Teemu Hankamäki thinks that the largest obstacle to a quick and easy solution is the basic nature of negotiations: one can never be absolutely certain what one could gain unless the negotiations are adamantly seen through to their end.

– Both agreeing parties must leave the negotiations with the impression that there is nothing more that could be gained or agreed upon this time around. Outsiders can sometimes be left thinking that more could have been gained, and easily, but that's not how it goes. Negotiation tables, especially those involving the conciliator general, rarely produce winners. Usually the end result is a compromise that is a slight disappointment for both sides. Flexibility is required from both parties.

Hankamäki also reminds us that collective agreement negotiations have their own quirks when compared to regular commercial negotiations.

– When negotiating trade deals, one can always negotiate with someone else if the negotiations are not progressing. In collective bargaining the negotiating partner is always the same and both sides often want to reach an agreement. It is a question of the terms of the agreement, not about whether an agreement is made in the first place.

And that's not all.

– The fact that the negotiators have usually known each other for a long time brings its own special flavour to the matter, as many of the negotiation tactics one finds in textbooks go out the window.

YTN and JUKO are the working gloves of TEK members

In addition to being TEK's negotiations director, Teemu Hankamäki is also YTN's chair. YTN is the negotiating organisation of Akava trade unions.

– If the degree of union membership within a profession falls too low, the trade union is no longer representative and the employer may begin to wonder why they should negotiate with it. That is why union membership is important, Teemu Hankamäki says.

Among other duties, YTN negotiates the collective agreements of TEK members who work in the private sector with the employer unions. YTN represents a total of 170 000 highly educated employees and supervisors.

TEK members in the public sector are represented in negotiations by JUKO, which is chaired by Olli Luukkainen, the Chair of the Trade Union of Education (OAJ). The agreements negotiated by JUKO concern some 200 000 highly educated employees and supervisors working for such instances as municipalities, the state, the church and universities.
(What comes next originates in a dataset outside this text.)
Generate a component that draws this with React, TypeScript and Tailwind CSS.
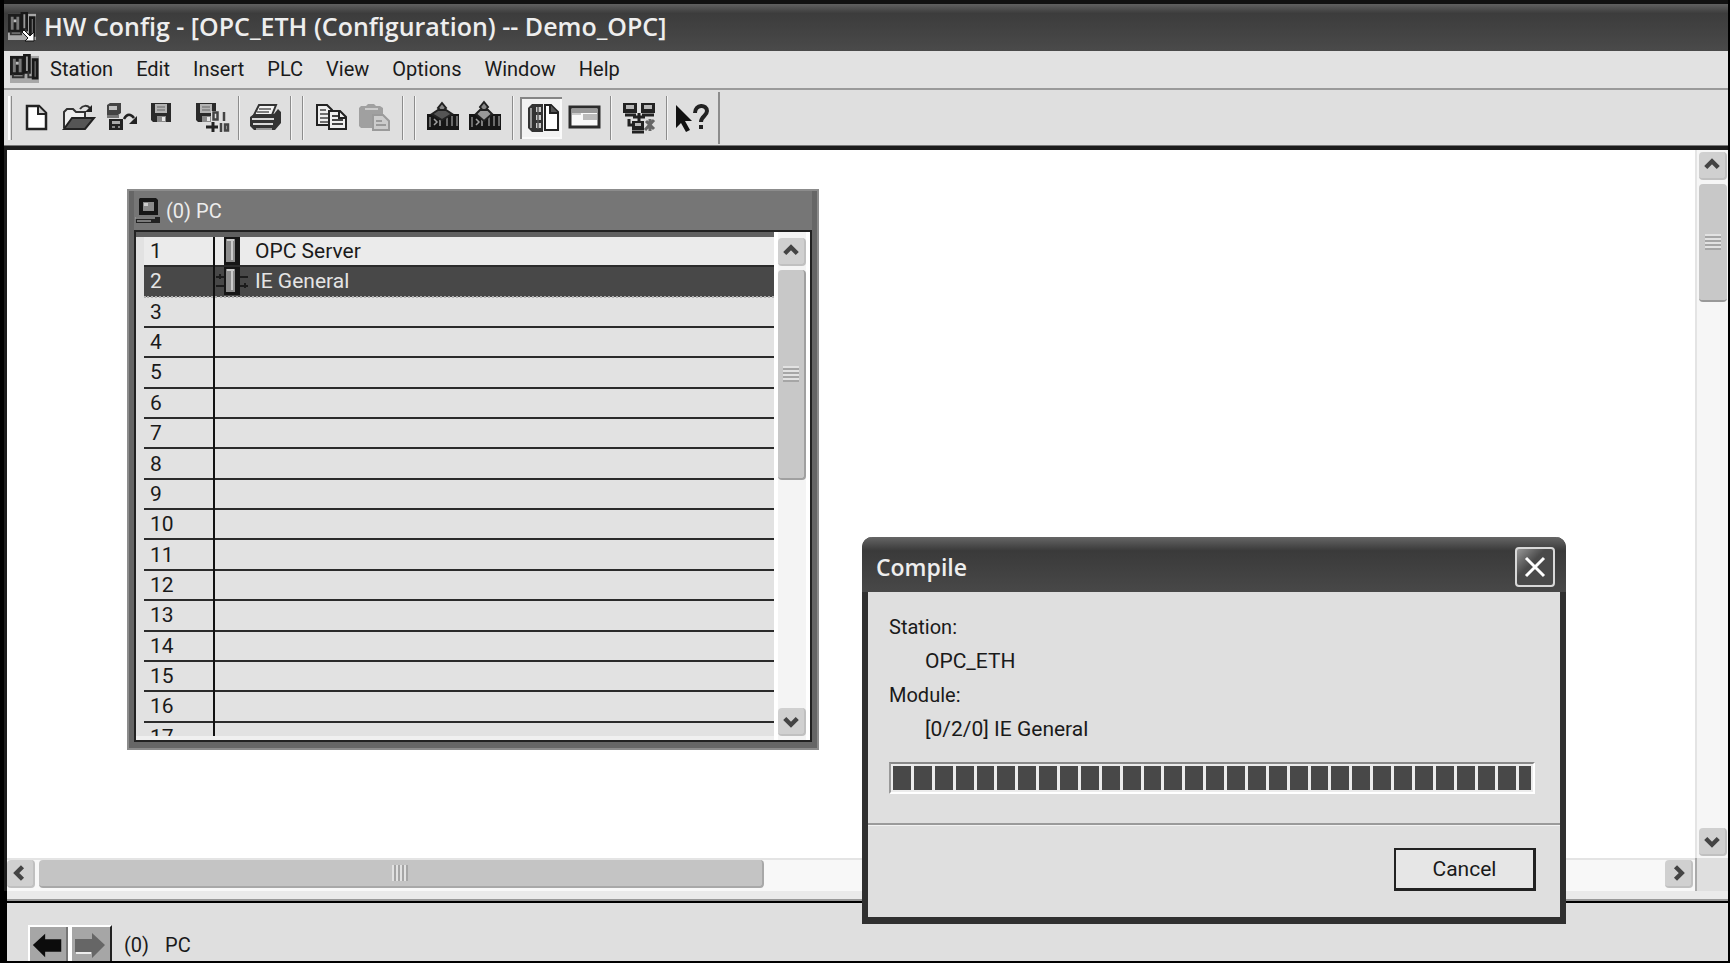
import type { ReactNode } from "react";
import { clsx } from "clsx";

const menus = ["Station", "Edit", "Insert", "PLC", "View", "Options", "Window", "Help"];

const slots: Record<number, string> = { 1: "OPC Server", 2: "IE General" };

const rows = Array.from({ length: 17 }, (_, i) => i + 1);

const blocks = Array.from({ length: 30 }, (_, i) => i);

function Separator() {
  return <div className="h-11 w-0.5 border-l border-[#8c8c8c] bg-[#f4f4f4]" />;
}

interface ToolButtonProps {
  label: string;
  pressed?: boolean;
  disabled?: boolean;
  children: ReactNode;
}

function ToolButton({ label, pressed, disabled, children }: ToolButtonProps) {
  return (
    <button
      type="button"
      aria-label={label}
      disabled={disabled}
      className={clsx(
        "size-[42px] shrink-0",
        pressed && "bg-[#f2f2f2] shadow-[inset_2px_2px_0_#858585,inset_-2px_-2px_0_#fafafa]",
      )}
    >
      <svg viewBox="0 0 42 42" className="size-full" fill="none">
        {children}
      </svg>
    </button>
  );
}

function Floppy() {
  return (
    <>
      <path d="M0 0h20v19H2l-2-2z" fill="#2a2a2a" />
      <path d="M4 1h12v9H4z" fill="#b4b4b4" />
      <path d="M6 4h8M6 7h8" stroke="#666" />
      <path d="M6 13h9v6H6z" fill="#8a8a8a" />
      <path d="M11 14h3v4h-3z" fill="#e8e8e8" />
    </>
  );
}

function StationRack({ className }: { className?: string }) {
  return (
    <svg viewBox="0 0 30 30" className={className} fill="none">
      <path d="M0 2h30v28H0z" fill="#a8a8a8" />
      <path d="M0 2h15v20H0z" fill="#1c1c1c" />
      <path d="M3 5h3v14H3zM9 5h3v14H9z" fill="#777" />
      <path d="M6 8h3v3H6z" fill="#bbb" />
      <path d="M15 1h5v18h-5z" fill="#999" stroke="#181818" strokeWidth="3" />
      <path d="M24 6h4v19h-4z" fill="#888" stroke="#181818" strokeWidth="3" />
      <path d="M3 21v3h11v-3M19 18v6h4" stroke="#333" strokeWidth="2" />
    </svg>
  );
}

function RackModules() {
  return (
    <>
      <path d="M5 17h32v16H5z" fill="#161616" />
      <path d="M8 20v10M25 19v10M30 19v10M35 19v10" stroke="#858585" strokeWidth="1.5" />
      <path d="M12 22l3 3-3 3M18 23v6" stroke="#a0a0a0" strokeWidth="1.5" />
    </>
  );
}

function Toolbar() {
  return (
    <div className="flex h-14 items-center border-b border-[#777] pl-1">
      <div className="mr-1 h-11 w-1 border-l-2 border-r border-l-white border-r-[#8c8c8c]" />
      <div className="flex">
        <ToolButton label="New">
          <path d="M11 9h12l7 7v16H11z" fill="#fff" stroke="#222" strokeWidth="2.5" />
          <path d="M22 9v8h8" fill="#ccc" stroke="#222" strokeWidth="2" />
        </ToolButton>
        <ToolButton label="Open">
          <path d="M6 31V15l3-3h6l3 3h9v5" fill="#eee" stroke="#333" strokeWidth="2" />
          <path d="M6 32l8-11h22l-9 11z" fill="#555" stroke="#222" strokeWidth="2" />
          <path d="M22 12c3-4 7-4 10-1" stroke="#333" strokeWidth="2" />
          <path d="M34 8v7h-7z" fill="#222" />
        </ToolButton>
        <ToolButton label="Open online">
          <path d="M7 8l3-2h11v10l-3 2H7z" fill="#444" />
          <path d="M9 9h8v4H9z" fill="#c0c0c0" />
          <path d="M7 18h12v3H7z" fill="#777" />
          <path d="M9 22h14v11H9z" fill="#222" />
          <path d="M12 24h8v3h-8z" fill="#aaa" />
          <path d="M12 30h3M18 30h2" stroke="#888" strokeWidth="2" />
          <path d="M24 22c3-6 7-5 10-1" stroke="#222" strokeWidth="2.5" />
          <path d="M37 19v8h-8z" fill="#222" />
        </ToolButton>
        <ToolButton label="Save">
          <g transform="translate(9 6)">
            <Floppy />
          </g>
        </ToolButton>
      </div>
      <div className="ml-1.5 mr-1.5 flex">
        <ToolButton label="Save and compile">
          <g transform="translate(6 6)">
            <Floppy />
          </g>
          <path d="M21 14h18v22H21z" fill="#e0e0e0" />
          <path d="M23.5 15.5h4v7h-4zM34 15v9M31 35v-9M35 27.5h3v6h-3z" stroke="#444" strokeWidth="2.5" />
          <path d="M16 30h12M23 25v10" stroke="#222" strokeWidth="3" />
        </ToolButton>
      </div>
      <Separator />
      <div className="mx-1 flex">
        <ToolButton label="Print">
          <path d="M15 8h17l-4 10H10z" fill="#f4f4f4" stroke="#333" strokeWidth="2" />
          <path d="M15 12h12M13 15h12" stroke="#555" strokeWidth="1.5" />
          <path d="M6 20l4-3h20l4-5 3 3v11l-6 7H10l-4-4z" fill="#333" />
          <path d="M8 22h22M9 27h20" stroke="#d8d8d8" strokeWidth="2" />
          <path d="M12 32h16" stroke="#999" strokeWidth="2" />
        </ToolButton>
      </div>
      <div className="mr-1.5 flex gap-2.5">
        <Separator />
        <Separator />
      </div>
      <div className="mr-2 flex">
        <ToolButton label="Copy">
          <path d="M7 8h10l5 5v15H7z" fill="#eee" stroke="#222" strokeWidth="2" />
          <path d="M10 13h6M10 17h9M10 21h9M10 25h9" stroke="#444" strokeWidth="1.5" />
          <path d="M19 14h11l6 6v12H19z" fill="#eee" stroke="#222" strokeWidth="2" />
          <path d="M22 19h6M22 23h11M22 27h11" stroke="#444" strokeWidth="2" />
          <path d="M29 14v7h7" stroke="#222" strokeWidth="2" />
        </ToolButton>
        <ToolButton label="Paste" disabled>
          <path d="M7 11l2-2h5l2-2h6l2 2h4l3 2v8h-9v12H9l-2-2z" fill="#a0a0a0" />
          <path d="M13 12h13" stroke="#ccc" strokeWidth="2" />
          <path d="M21 18h10l6 6v9H21z" fill="#ccc" stroke="#9a9a9a" strokeWidth="2" />
          <path d="M24 24h6M24 28h10" stroke="#9a9a9a" strokeWidth="2" />
        </ToolButton>
      </div>
      <div className="mr-1.5 flex gap-2.5">
        <Separator />
        <Separator />
      </div>
      <div className="mr-1.5 flex">
        <ToolButton label="Download to module">
          <RackModules />
          <path d="M20 6l4 5-4 4-4-4z" fill="#888" stroke="#222" strokeWidth="2" />
          <path d="M10 17l6-4h8l6 4-10 6z" fill="#555" stroke="#222" strokeWidth="2" />
        </ToolButton>
        <ToolButton label="Upload from module">
          <RackModules />
          <path d="M20 5l4 5-4 5-4-5z" fill="#888" stroke="#222" strokeWidth="2" />
          <path d="M12 17l4-4h8l4 4-8 7z" fill="#999" stroke="#222" strokeWidth="2" />
        </ToolButton>
      </div>
      <Separator />
      <div className="mx-1.5 flex">
        <ToolButton label="Catalog" pressed>
          <path d="M8 11l4-4h11v28H12l-4-4z" fill="#333" />
          <path d="M11 11v20" stroke="#999" strokeWidth="2" />
          <path d="M16 10h5v5h-5zM16 18h5v5h-5zM16 26h5v5h-5z" fill="#ccc" />
          <path d="M18 10v22" stroke="#555" strokeWidth="1.5" />
          <path d="M25 8h6l7 7v18H25z" fill="#fff" stroke="#222" strokeWidth="2" />
          <path d="M30 8v8h8" fill="#555" stroke="#222" strokeWidth="2" />
        </ToolButton>
        <ToolButton label="Station view">
          <path d="M8 10h29v20H8z" fill="#fafafa" stroke="#2c2c2c" strokeWidth="3" />
          <path d="M10 12h25v4H10z" fill="#999" />
          <path d="M21 17h14v6H21z" fill="#bbb" />
          <path d="M10 17h9" stroke="#ccc" strokeWidth="2" />
        </ToolButton>
      </div>
      <Separator />
      <div className="mx-1.5 flex">
        <ToolButton label="Configure network">
          <path d="M5 6h14v10H5zM23 6h14v10H23zM14 24h12v9H14z" fill="#222" />
          <path d="M8 8h8v4H8zM26 8h8v4h-8zM17 26h6v3h-6z" fill="#b8b8b8" />
          <path d="M7 18h11M24 18h12M21 16v8M15 20h12" stroke="#222" strokeWidth="3" />
          <path d="M11 22v6h4M14 35h12" stroke="#222" strokeWidth="3" />
          <path d="M28 24l8 8M36 23l-9 10M32 22v12" stroke="#666" strokeWidth="3" />
        </ToolButton>
      </div>
      <Separator />
      <div className="mx-1 flex">
        <ToolButton label="Help">
          <path d="M4 8v23l5-5 5 9 4-2-5-9h7z" fill="#111" />
          <path d="M23 16c0-9 12-9 12-2 0 5-6 5-6 11" stroke="#222" strokeWidth="4" />
          <path d="M27 28h4v4h-4z" fill="#222" />
        </ToolButton>
      </div>
      <div className="h-13 w-0.5 bg-[#8c8c8c]" />
    </div>
  );
}

const arrows = {
  up: "M3 10l5-5 5 5",
  down: "M3 6l5 5 5-5",
  left: "M10 3L5 8l5 5",
  right: "M6 3l5 5-5 5",
};

function ScrollButton({ dir }: { dir: keyof typeof arrows }) {
  return (
    <button
      type="button"
      aria-label={`Scroll ${dir}`}
      className="flex size-7 shrink-0 items-center justify-center rounded-sm border-r-2 border-b-2 border-[#c0c0c0] bg-[#d0d0d0]"
    >
      <svg viewBox="0 0 16 16" className="size-5" fill="none" stroke="#444" strokeWidth="3.5">
        <path d={arrows[dir]} />
      </svg>
    </button>
  );
}

function GripLines() {
  return (
    <>
      {[0, 1, 2, 3].map((i) => (
        <span key={i} className="h-4 w-1 border-l-2 border-r-2 border-l-[#e2e2e2] border-r-[#a6a6a6]" />
      ))}
    </>
  );
}

function PcWindow() {
  return (
    <section className="absolute top-[39px] left-[120px] flex h-[561px] w-[692px] flex-col border-2 border-[#8c8c8c] bg-[#666] px-[5px] pb-1.5">
      <h2 className="flex h-[39px] items-center gap-1 bg-[#767676] text-[20px] leading-6 text-[#ececec]">
        <svg viewBox="0 0 28 28" className="size-7" fill="none">
          <path d="M6 1h16l2 2v15H5V2z" fill="#161616" />
          <path d="M9 5h11v9H9z" fill="#8a8a8a" />
          <path d="M10 6h4v3h-4z" fill="#ccc" />
          <path d="M2 20h24v6H2z" fill="#222" />
          <path d="M1 21h20M3 24h14" stroke="#999" strokeWidth="1.5" />
        </svg>
        (0) PC
      </h2>
      <div className="flex min-h-0 flex-1 border-2 border-[#222] bg-[#e2e2e2]">
        <div className="min-w-0 flex-1 overflow-hidden border-t-[5px] border-b-4 border-t-[#606060] border-b-[#f0f0f0] pl-2">
          <table className="h-[516px] w-full border-collapse text-[21px] leading-6">
            <tbody>
              {rows.map((n) => (
                <tr
                  key={n}
                  className={clsx(
                    "border-b-2 border-[#2b2b2b]",
                    n === 1 && "bg-[#ebebeb]",
                    n === 2 && "border-b-[#b0b0b0] border-dotted bg-[#484848] text-[#e4e4e4]",
                  )}
                >
                  <td className="w-[70px] border-r-2 border-solid border-[#111] py-0 pl-1.5">{n}</td>
                  <td className="py-0 pl-2">
                    {slots[n] && (
                      <div className="flex h-6 items-center gap-3.5">
                        <svg viewBox="0 0 18 28" className="h-7 w-[18px] overflow-visible" fill="none">
                          {n === 2 && (
                            <path d="M-7 10h32M-7 19h32M-3 7v5M22 16v5" stroke="#1c1c1c" strokeWidth="2" />
                          )}
                          <path d="M1 0h16v28H1z" fill="#161616" />
                          <path d="M3 2h9v23H3z" fill="#8c8c8c" />
                          <path d="M4 3h7M9 3v20" stroke="#ccc" strokeWidth="2" />
                        </svg>
                        {slots[n]}
                      </div>
                    )}
                  </td>
                </tr>
              ))}
            </tbody>
          </table>
        </div>
        <div className="flex w-9 flex-col items-center border-x-4 border-white bg-[#f4f4f4] pt-1.5 pb-1">
          <ScrollButton dir="up" />
          <div className="mt-1 flex h-[210px] w-7 flex-col items-center justify-center rounded-sm border-r-2 border-b-2 border-[#a0a0a0] bg-[#c8c8c8]">
            <div className="flex rotate-90">
              <GripLines />
            </div>
          </div>
          <div className="mt-auto">
            <ScrollButton dir="down" />
          </div>
        </div>
      </div>
    </section>
  );
}

function CompileDialog() {
  return (
    <div
      role="dialog"
      aria-labelledby="compile-title"
      className="absolute top-[537px] left-[858px] w-[704px] rounded-t-[10px] border-x-[6px] border-b-[7px] border-[#303030] bg-[#dfdfdf] text-[20px] leading-[34px] text-[#1a1a1a]"
    >
      <div className="-mx-1.5 flex h-[55px] items-center justify-between rounded-t-[10px] bg-linear-to-b from-[#666] via-[#3a3a3a] via-25% to-[#484848] pt-1 pr-[11px] pl-3.5">
        <h2 id="compile-title" className="font-['Open_Sans'] text-[23px] font-semibold text-[#eee]">
          Compile
        </h2>
        <button
          type="button"
          aria-label="Close"
          className="flex size-10 items-center justify-center rounded-sm border-2 border-[#d8d8d8] bg-linear-to-br from-[#999] to-[#4a4a4a] to-40%"
        >
          <svg viewBox="0 0 24 24" className="size-6" stroke="#fff" strokeWidth="3">
            <path d="M3 3l18 18M21 3L3 21" />
          </svg>
        </button>
      </div>
      <div className="border-b-2 border-[#9a9a9a] px-[21px] pt-[18px] pb-[29px]">
        <dl>
          <dt>Station:</dt>
          <dd className="pl-9 text-[21px]">OPC_ETH</dd>
          <dt>Module:</dt>
          <dd className="pl-9 text-[21px]">[0/2/0] IE General</dd>
        </dl>
        <div
          role="progressbar"
          aria-label="Compile progress"
          className="mt-4 mr-1 flex h-8 gap-[3px] border-2 border-t-[#888] border-r-white border-b-white border-l-[#999] bg-[#ececec] p-0.5"
        >
          {blocks.map((i) => (
            <span key={i} className="flex-[18] bg-[#484848]" />
          ))}
          <span className="flex-[12] bg-[#484848]" />
        </div>
      </div>
      <div className="flex justify-end border-t border-[#f2f2f2] px-6 pt-[22px] pb-[26px]">
        <button
          type="button"
          className="h-[43px] w-[142px] border-2 border-r-[3px] border-b-[3px] border-[#222] bg-[#e6e6e6] text-[21px] leading-6"
        >
          Cancel
        </button>
      </div>
    </div>
  );
}

export default function App() {
  return (
    <div className="relative flex h-screen flex-col overflow-hidden border-r-2 border-b-2 border-l-4 border-black bg-[#dfdfdf] font-[Roboto,sans-serif] text-[20px] leading-6 text-[#1a1a1a]">
      <header className="flex h-[51px] shrink-0 items-center gap-2 border-t-4 border-[#111] bg-linear-to-b from-[#606060] via-[#3c3c3c] via-20% to-[#4a4a4a] pb-1 pl-1">
        <span className="relative size-7">
          <StationRack className="size-7" />
          <svg viewBox="0 0 16 16" className="absolute right-0 -bottom-1 size-4">
            <path d="M14 4v9H5l3-3-6-6 2-2 6 6z" fill="#fff" stroke="#111" />
          </svg>
        </span>
        <h1 className="font-['Open_Sans'] text-[25px] leading-8 font-semibold text-[#eee]">
          HW Config - [OPC_ETH (Configuration) -- Demo_OPC]
        </h1>
      </header>

      <nav className="flex h-[39px] shrink-0 items-center gap-[23px] border-b-2 border-[#9a9a9a] bg-[#e2e2e2] pb-0.5 pl-1.5">
        <StationRack className="-mr-3 size-[29px]" />
        {menus.map((item) => (
          <button key={item} type="button">
            {item}
          </button>
        ))}
      </nav>

      <Toolbar />

      <main className="flex min-h-0 flex-1 flex-col border-t-4 border-l-[3px] border-[#1c1c1c] bg-white">
        <div className="flex min-h-0 flex-1">
          <div className="relative min-w-0 flex-1">
            <PcWindow />
          </div>
          <div className="flex w-[33px] flex-col items-center border-l-2 border-[#e4e4e4] bg-[#f6f6f6] pt-0.5 pb-0.5">
            <ScrollButton dir="up" />
            <div className="mt-1 flex h-[118px] w-7 items-center justify-center rounded-sm border-b-2 border-[#999] bg-[#c8c8c8]">
              <div className="flex rotate-90">
                <GripLines />
              </div>
            </div>
            <div className="mt-auto">
              <ScrollButton dir="down" />
            </div>
          </div>
        </div>
        <div className="flex h-[33px] bg-[#dfdfdf]">
          <div className="flex min-w-0 flex-1 items-start border-t-2 border-[#e4e4e4] bg-[#f8f8f8] pr-0.5">
            <ScrollButton dir="left" />
            <div className="ml-1 flex h-7 w-[43%] items-center justify-center rounded-sm border-r-2 border-b-2 border-[#a8a8a8] bg-[#c4c4c4]">
              <GripLines />
            </div>
            <div className="ml-auto">
              <ScrollButton dir="right" />
            </div>
          </div>
          <div className="w-[33px] border-l-2 border-[#aaa]" />
        </div>
      </main>

      <footer className="shrink-0 border-l-[3px] border-black">
        <div className="h-3 border-b-2 border-black bg-[#eaeaea] shadow-[inset_0_-2px_0_#999]" />
        <div className="flex items-end pt-[22px] pl-[21px]">
          <div className="flex h-9 gap-1 border-t-2 border-r-2 border-l-2 border-t-white border-r-[#222] border-l-white bg-white">
            <button type="button" aria-label="Back" className="w-[38px] border-r-2 border-[#777] bg-[#a6a6a6]">
              <svg viewBox="0 0 38 34" className="w-full">
                <path d="M3 18L16 6v6h17v13H16v6z" fill="#0c0c0c" />
              </svg>
            </button>
            <button type="button" aria-label="Forward" className="w-[38px] bg-[#a6a6a6]" disabled>
              <svg viewBox="0 0 38 34" className="w-full">
                <path d="M33 18L20 6v6H3v13h17v6z" fill="#666" />
                <path d="M4 26h15" stroke="#eee" strokeWidth="2" />
              </svg>
            </button>
          </div>
          <p className="flex gap-4 pb-1 pl-3">
            <span>(0)</span>
            <span>PC</span>
          </p>
        </div>
      </footer>

      <CompileDialog />
    </div>
  );
}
Why doesn't TEK negotiate on its own, Teemu Hankamäki?

– YTN is able to bring broader shoulders to the negotiations than TEK. The agreements are also made for all specialists and supervisors in a sector or company at once. It would make no sense for TEK to negotiate agreements only for its members while the Union of Professional Engineers negotiates only for engineers and the economist union only for economists. Here the cooperation of unions means strength.